Work to be completed – Which lines contain the string "code"? Please list every one of them.
= = =
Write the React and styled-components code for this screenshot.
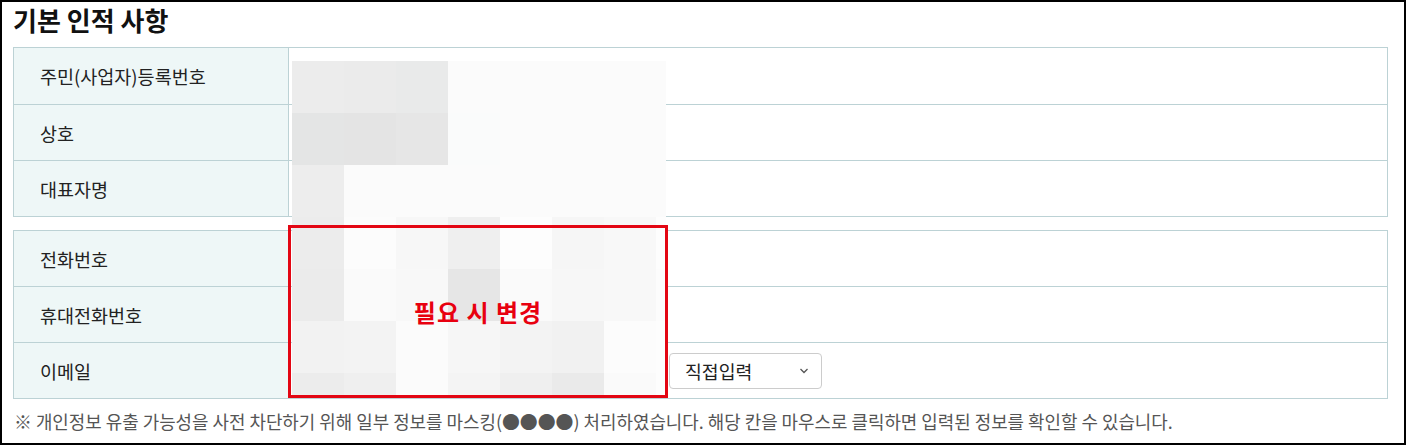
import React from 'react';
import styled, { createGlobalStyle } from 'styled-components';

const GlobalStyle = createGlobalStyle`
  html, body {
    margin: 0;
    padding: 0;
    background: #fff;
  }
  body {
    font-family: "Noto Sans CJK KR", "Noto Sans", sans-serif;
    color: #222;
  }
`;

const Frame = styled.div`
  box-sizing: border-box;
  width: 1406px;
  height: 445px;
  border: 2px solid #000;
  padding: 0 16px 0 11px;
  background: #fff;
`;

const Title = styled.h2`
  margin: 0 0 9px;
  font-size: 26px;
  line-height: 36px;
  font-weight: 700;
  color: #111;
`;

const Tables = styled.div`
  position: relative;
  display: flex;
  flex-direction: column;
  gap: 13px;
`;

const InfoTable = styled.table`
  width: 100%;
  border-collapse: collapse;
  table-layout: fixed;
  border: 1px solid #bcd2d5;
`;

const Row = styled.tr`
  height: ${p => p.$h || 56}px;
`;

const Label = styled.th`
  width: 248px;
  padding: 0 0 0 26px;
  background: #eef7f7;
  border: 1px solid #bcd2d5;
  text-align: left;
  font-size: 18.5px;
  font-weight: 400;
  color: #222;
`;

const Value = styled.td`
  padding: 0 10px;
  border: 1px solid #bcd2d5;
  font-size: 18px;
`;

const EmailGroup = styled.div`
  display: flex;
  align-items: center;
  gap: 10px;
`;

const EmailFields = styled.div`
  width: 360px;
  height: 36px;
`;

const SelectBox = styled.div`
  box-sizing: border-box;
  width: 153px;
  height: 36px;
  display: flex;
  align-items: center;
  justify-content: space-between;
  padding: 0 12px 0 15px;
  border: 1px solid #ccc;
  border-radius: 4px;
  background: #fff;
  font-size: 18.3px;
  color: #222;
`;

const Mosaic = styled.svg`
  position: absolute;
  left: 279px;
  top: 14px;
`;

const Marker = styled.div`
  position: absolute;
  left: 275px;
  top: 178px;
  box-sizing: border-box;
  width: 380px;
  height: 173px;
  border: 3px solid #e30613;
  display: flex;
  align-items: center;
  justify-content: center;
  color: #e8000f;
  font-size: 24px;
  font-weight: 700;
  letter-spacing: 1px;
`;

const Note = styled.p`
  margin: 7px 0 0 1px;
  font-size: 17.9px;
  line-height: 30px;
  color: #555;
`;

// 흐림 처리된 영역 (7열 + 오른쪽 자투리)
const mosaicRows = [
  ['#ececec', '#ebebeb', '#e9eaea', '#fbfbfb', '#fbfbfb', '#fbfbfb', '#fbfbfb', '#fbfbfb'],
  ['#e4e5e5', '#e4e4e4', '#e6e6e6', '#fafbfb', '#fbfbfb', '#fbfbfb', '#fbfbfb', '#fbfbfb'],
  ['#ededed', '#fbfbfb', '#fbfbfb', '#fbfbfb', '#fbfbfb', '#fbfbfb', '#fbfbfb', '#fbfbfb'],
  ['#ececec', '#fcfcfc', '#f7f7f7', '#efefef', '#fdfdfd', '#f6f6f6', '#f8f8f8', '#fdfdfd'],
  ['#ebebeb', '#fafafa', '#f8f8f8', '#e6e6e6', '#fafafa', '#f7f7f7', '#f8f8f8', '#fcfcfc'],
  ['#f2f2f2', '#f3f3f3', '#fbfbfb', '#f6f6f6', '#f3f3f3', '#f1f1f1', '#fcfcfc', '#fdfdfd'],
  ['#ececec', '#efefef', '#fbfbfb', '#f4f4f4', '#efefef', '#eaeaea', '#fafafa', '#fdfdfd'],
];

const MosaicLayer = () => (
  <Mosaic width="374" height="334" viewBox="0 0 374 334">
    {mosaicRows.map((cols, r) =>
      cols.map((c, i) => (
        <rect
          key={`${r}-${i}`}
          x={i * 52}
          y={r * 52}
          width={i === 7 ? 10 : 52}
          height={r === 6 ? 22 : 52}
          fill={c}
        />
      ))
    )}
  </Mosaic>
);

const Chevron = () => (
  <svg width="10" height="6" viewBox="0 0 10 6">
    <polyline points="1.5,1 5,4.5 8.5,1" fill="none" stroke="#555" strokeWidth="1.3" />
  </svg>
);

const basicRows = ['주민(사업자)등록번호', '상호', '대표자명'];
const contactRows = ['전화번호', '휴대전화번호'];

const App = () => (
  <>
    <GlobalStyle />
    <Frame>
      <Title>기본 인적 사항</Title>
      <Tables>
        <InfoTable>
          <tbody>
            {basicRows.map((label, i) => (
              <Row key={label} $h={i === 0 ? 57 : 56}>
                <Label>{label}</Label>
                <Value />
              </Row>
            ))}
          </tbody>
        </InfoTable>
        <InfoTable>
          <tbody>
            {contactRows.map(label => (
              <Row key={label}>
                <Label>{label}</Label>
                <Value />
              </Row>
            ))}
            <Row>
              <Label>이메일</Label>
              <Value>
                <EmailGroup>
                  <EmailFields />
                  <SelectBox>
                    <span>직접입력</span>
                    <Chevron />
                  </SelectBox>
                </EmailGroup>
              </Value>
            </Row>
          </tbody>
        </InfoTable>
        <MosaicLayer />
        <Marker>필요 시 변경</Marker>
      </Tables>
      <Note>
        ※ 개인정보 유출 가능성을 사전 차단하기 위해 일부 정보를 마스킹(●●●●) 처리하였습니다. 해당 칸을 마우스로 클릭하면 입력된 정보를 확인할 수 있습니다.
      </Note>
    </Frame>
  </>
);

export default App;
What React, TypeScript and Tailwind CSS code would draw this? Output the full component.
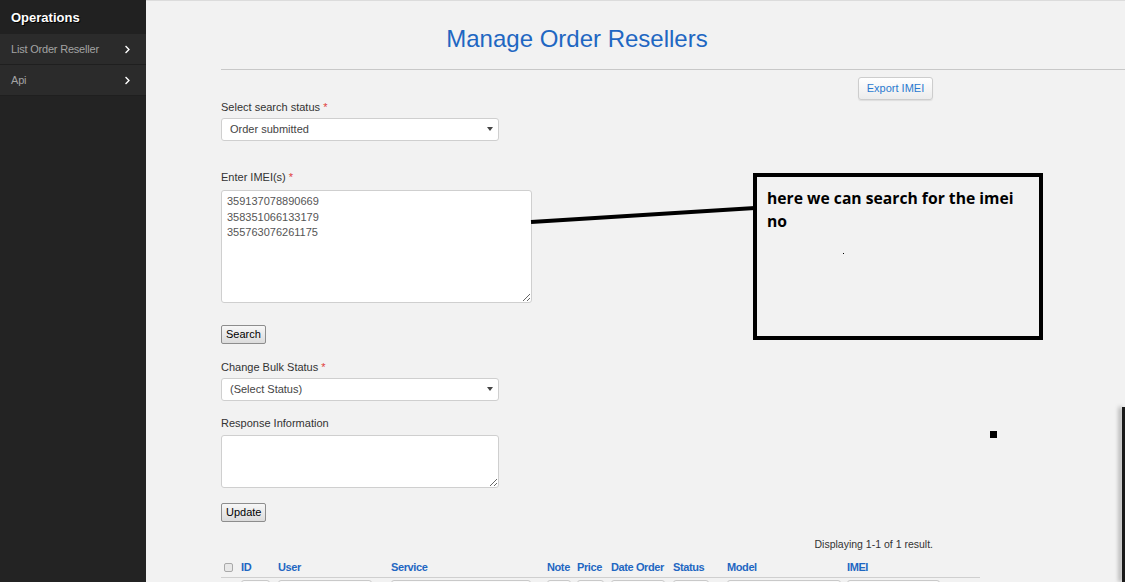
import React from 'react';
import { FaChevronRight } from 'react-icons/fa';

const font = { fontFamily: '"Liberation Sans", Arial, sans-serif' };

// Sidebar menu entry
const MenuItem = ({ label }: { label: string }) => (
  <div className="flex items-center justify-between h-[31px] pl-[11px] pr-[14px] bg-[#2b2b2b] border-b border-[#1f1f1f] text-[11px] text-[#a3a3a3] tracking-[-0.2px]">
    <span>{label}</span>
    <FaChevronRight className="text-white" size={9} />
  </div>
);

const Label = ({ text, required }: { text: string; required?: boolean }) => (
  <div className="text-[11px] leading-[14px] text-[#333]">
    {text} {required && <span className="text-[#e03c3c]">*</span>}
  </div>
);

const FakeSelect = ({ value }: { value: string }) => (
  <div className="relative flex items-center w-[278px] h-[23px] bg-white border border-[#cfcfcf] rounded-[3px] pl-[8px] text-[11px] text-[#444]">
    {value}
    <span className="absolute right-[5px] top-[8px] w-0 h-0 border-l-[3px] border-r-[3px] border-t-[4px] border-l-transparent border-r-transparent border-t-[#444]" />
  </div>
);

const GrayButton = ({ label }: { label: string }) => (
  <button className="block h-[19px] px-[4px] text-[11px] leading-none text-black bg-gradient-to-b from-[#f7f7f7] to-[#dcdcdc] border border-[#8d8d8d] rounded-[2px]">
    {label}
  </button>
);

const columns = [
  { label: 'ID', w: 37, input: 29 },
  { label: 'User', w: 113, input: 94 },
  { label: 'Service', w: 156, input: 140 },
  { label: 'Note', w: 30, input: 24 },
  { label: 'Price', w: 34, input: 27 },
  { label: 'Date Order', w: 62, input: 54 },
  { label: 'Status', w: 54, input: 36 },
  { label: 'Model', w: 120, input: 114 },
  { label: 'IMEI', w: 133, input: 93 },
];

const App: React.FC = () => {
  return (
    <div className="relative flex w-[1125px] h-[582px] overflow-hidden" style={font}>
      {/* Sidebar */}
      <aside className="w-[146px] shrink-0 bg-[#232323]">
        <div className="h-[34px] flex items-center pl-[11px] pt-[1px] bg-[#212121] text-[13px] font-bold text-white [text-shadow:1px_1px_0_#000]">
          Operations
        </div>
        <MenuItem label="List Order Reseller" />
        <MenuItem label="Api" />
      </aside>

      {/* Main */}
      <main className="flex-1 bg-[#f2f2f2] border-t border-[#dcdcdc] pt-[24px]">
        <div className="pl-[75px]">
          <h1 className="w-[712px] text-center text-[24px] leading-7 text-[#1f67c2]">Manage Order Resellers</h1>
        </div>
        <div className="ml-[75px] mt-[16px] border-t border-[#c8c8c8]" />

        <div className="pl-[75px]">
          <div className="w-[712px] flex justify-end mt-[7px]">
            <button className="block w-[75px] h-[23px] text-[11px] text-[#2a7ad0] bg-gradient-to-b from-white to-[#ececec] border border-[#cdcdcd] rounded-[3px] shadow-[0_1px_1px_rgba(0,0,0,0.08)]">
              Export IMEI
            </button>
          </div>

          <Label text="Select search status" required />
          <div className="mt-[4px]">
            <FakeSelect value="Order submitted" />
          </div>

          <div className="mt-[29px]">
            <Label text="Enter IMEI(s)" required />
          </div>
          <textarea
            readOnly
            className="block mt-[6px] w-[311px] h-[113px] bg-white border border-[#cfcfcf] rounded-[3px] px-[5px] py-[3px] text-[11px] leading-[15.5px] text-[#555] outline-none resize"
            value={'359137078890669\n358351066133179\n355763076261175'}
          />

          <div className="mt-[22px]">
            <GrayButton label="Search" />
          </div>

          <div className="mt-[16px]">
            <Label text="Change Bulk Status" required />
          </div>
          <div className="mt-[4px]">
            <FakeSelect value="(Select Status)" />
          </div>

          <div className="mt-[15px]">
            <Label text="Response Information" />
          </div>
          <textarea
            readOnly
            className="block mt-[5px] w-[278px] h-[53px] bg-white border border-[#cfcfcf] rounded-[3px] outline-none"
          />

          <div className="mt-[15px]">
            <GrayButton label="Update" />
          </div>

          <div className="w-[712px] mt-[15px] text-right text-[10.5px] leading-[14px] text-[#333]">Displaying 1-1 of 1 result.</div>

          {/* Table header */}
          <div className="w-[759px] mt-[6px]">
            <div className="flex items-center h-[21px] border-b border-[#cfcfcf] text-[11px] font-bold text-[#1f67c2] tracking-[-0.4px]">
              <div className="w-[20px] pl-[3px]">
                <div className="w-[9px] h-[9px] border border-[#a9a9a9] rounded-[2px] bg-[#e8e8e8]" />
              </div>
              {columns.map((c) => (
                <div key={c.label} style={{ width: c.w }}>{c.label}</div>
              ))}
            </div>
            <div className="flex pt-[2px]">
              <div className="w-[20px]" />
              {columns.map((c) => (
                <div key={c.label} style={{ width: c.w }}>
                  <div className="h-[18px] bg-[#fafafa] border border-[#c9c9c9] rounded-[3px]" style={{ width: c.input }} />
                </div>
              ))}
            </div>
          </div>
        </div>
      </main>

      {/* Annotation: connector line */}
      <svg className="absolute left-0 top-0 pointer-events-none" width="1125" height="582">
        <line x1="531" y1="222" x2="755" y2="208" stroke="#000" strokeWidth="4" />
      </svg>

      {/* Annotation: callout box */}
      <div className="absolute left-[753px] top-[173px] w-[290px] h-[167px] border-4 border-black pl-[10px] pt-[10px] text-[15.7px] leading-[23px] font-bold text-black" style={{ fontFamily: '"Open Sans", "Noto Sans", sans-serif' }}>
        here we can search for the imei
        <br />
        no
        <div className="absolute left-[86px] top-[76px] w-[1px] h-[1px] bg-black" />
      </div>

      {/* stray marks */}
      <div className="absolute left-[990px] top-[431px] w-[7px] h-[7px] bg-black" />
      <div className="absolute left-[1122px] top-[407px] w-[3px] h-[175px] bg-[#1a1a1a] shadow-[-3px_0_4px_rgba(0,0,0,0.35)]" />
    </div>
  );
};

export default App;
= = =
Solution to the exercise –
Write the React and styled-components code for this screenshot.
What React, TypeScript and Tailwind CSS code would draw this? Output the full component.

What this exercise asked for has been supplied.